39th Mayor of Omaha
- In office 1977–1981
- Preceded by: Robert G. Cunningham
- Succeeded by: Mike Boyle

Personal details
- Born: Albert L. Veys January 10, 1919
- Died: January 8, 2002 (aged 82)
- Party: Democratic
- Spouse: Mary Jean Veys ​(m. 1981)​
- Occupation: Mayor

= Al Veys =

American politician

Albert L. Veys (January 10, 1919 – January 8, 2002) was the 39th mayor of Omaha, Nebraska. He took office on June 6, 1977, after a successful write-in campaign and served until June 8, 1981. He won over council member Betty Abbott by 11,987 votes.

==Tenure as mayor==
Throughout his tenure as mayor, Veys promoted the use of federal funds to improve Omaha's housing situation. One of his first appointments in office was James Cavanaugh, brother of Representative John Cavanaugh III, to search for available federal funds the city could apply for.

In 1977, Veys supported a plan to apply for via the Public Works Act for sewage treatment improvements at the Papillion Creek Sewage Treatment Plant, despite continuing the moratorium on hiring new employees put in place by Mayor Edward Zorinsky.
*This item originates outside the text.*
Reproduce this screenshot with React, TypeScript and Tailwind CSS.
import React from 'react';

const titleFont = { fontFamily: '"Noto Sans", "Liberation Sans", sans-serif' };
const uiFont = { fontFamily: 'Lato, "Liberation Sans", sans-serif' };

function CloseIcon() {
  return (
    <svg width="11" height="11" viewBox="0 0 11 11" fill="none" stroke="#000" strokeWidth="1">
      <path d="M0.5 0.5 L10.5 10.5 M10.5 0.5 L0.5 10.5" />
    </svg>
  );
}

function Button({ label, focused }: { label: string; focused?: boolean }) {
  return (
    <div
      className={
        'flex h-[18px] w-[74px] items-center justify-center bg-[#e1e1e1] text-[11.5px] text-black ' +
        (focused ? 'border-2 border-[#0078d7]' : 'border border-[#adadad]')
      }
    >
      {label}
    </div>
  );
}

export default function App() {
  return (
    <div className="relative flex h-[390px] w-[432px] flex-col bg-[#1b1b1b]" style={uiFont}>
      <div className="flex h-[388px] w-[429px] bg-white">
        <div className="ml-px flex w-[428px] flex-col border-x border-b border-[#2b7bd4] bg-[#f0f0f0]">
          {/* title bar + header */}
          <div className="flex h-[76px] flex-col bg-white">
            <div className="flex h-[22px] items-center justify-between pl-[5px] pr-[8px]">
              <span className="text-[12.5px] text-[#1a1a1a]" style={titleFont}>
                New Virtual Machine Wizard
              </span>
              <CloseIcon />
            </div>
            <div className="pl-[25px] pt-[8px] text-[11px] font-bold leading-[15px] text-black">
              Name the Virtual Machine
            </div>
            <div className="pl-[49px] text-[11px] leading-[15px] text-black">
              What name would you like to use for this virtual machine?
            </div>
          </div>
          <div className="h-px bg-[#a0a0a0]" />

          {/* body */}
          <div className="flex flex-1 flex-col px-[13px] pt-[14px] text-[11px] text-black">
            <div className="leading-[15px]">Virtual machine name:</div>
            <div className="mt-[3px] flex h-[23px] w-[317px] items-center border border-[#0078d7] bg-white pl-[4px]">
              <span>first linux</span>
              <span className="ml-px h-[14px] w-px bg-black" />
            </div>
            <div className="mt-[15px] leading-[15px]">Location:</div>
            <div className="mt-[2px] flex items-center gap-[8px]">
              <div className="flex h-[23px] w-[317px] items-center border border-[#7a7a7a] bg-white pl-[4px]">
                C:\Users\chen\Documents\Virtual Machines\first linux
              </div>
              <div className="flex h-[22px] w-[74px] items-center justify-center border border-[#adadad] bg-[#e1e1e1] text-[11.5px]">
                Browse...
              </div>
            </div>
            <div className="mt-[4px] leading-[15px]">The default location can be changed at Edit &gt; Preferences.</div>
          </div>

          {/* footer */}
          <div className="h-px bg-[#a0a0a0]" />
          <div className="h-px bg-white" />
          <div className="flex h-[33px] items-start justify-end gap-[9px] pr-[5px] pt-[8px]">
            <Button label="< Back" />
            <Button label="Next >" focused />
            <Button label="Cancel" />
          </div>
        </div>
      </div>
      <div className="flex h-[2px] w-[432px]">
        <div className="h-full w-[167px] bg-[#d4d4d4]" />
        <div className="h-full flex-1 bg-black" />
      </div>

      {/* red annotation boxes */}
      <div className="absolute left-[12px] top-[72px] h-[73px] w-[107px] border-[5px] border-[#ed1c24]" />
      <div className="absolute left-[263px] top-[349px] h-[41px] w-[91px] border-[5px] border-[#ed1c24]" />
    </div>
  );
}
He also proposed an increase to the fee for sewer usage, stating that the failure to do so had caused the Missouri River Treatment Plant to fall into disrepair, resulting in increased pollution.

He supported applying for assistance for residents whose domiciles were flooded in July 1977 when the natural runoff course to Big Papio Creek had been eliminated due to improvements on 82nd Street and the construction of Interstate 80. Prior to the flooding, officials announced that the warning sirens would not be used; Veys had been concerned that people would head to their basements as with a tornado.

When negotiating with the city employees's unions for 1978 pay increases, Omaha offered a 4.1% increase. This was rejected by the unions, with an arbitration court ordering 14.1% for police and 11.1% for firemen. Veys said the city would have difficulty meeting that requirement, and the Nebraska Legislature considered a bill that would require the court to consider a city's ability to pay before making a ruling.

In 1978, he created the Elmwood Park Task Force by appointment to propose improvements to the community.

During the 1979 oil crisis, a comment from Veys resulted in Omaha consumers panic buying gasoline on June 21. Gasoline shipments from Omaha crossed the picket lines established by independent truckers after the statement, though diesel fuel was still restricted.

In May 1980, Veys used an automated telephone call campaign to encourage residents to vote for an extension of Omaha's sales tax in the May 13th election. Veys had told Senator Bernice Labedz that Omaha would be able to lose either the sales tax or the utilities tax that had been approved in 1967. Labedz had proposed legislation to end the utilities tax, which would reduce Omaha's revenue by .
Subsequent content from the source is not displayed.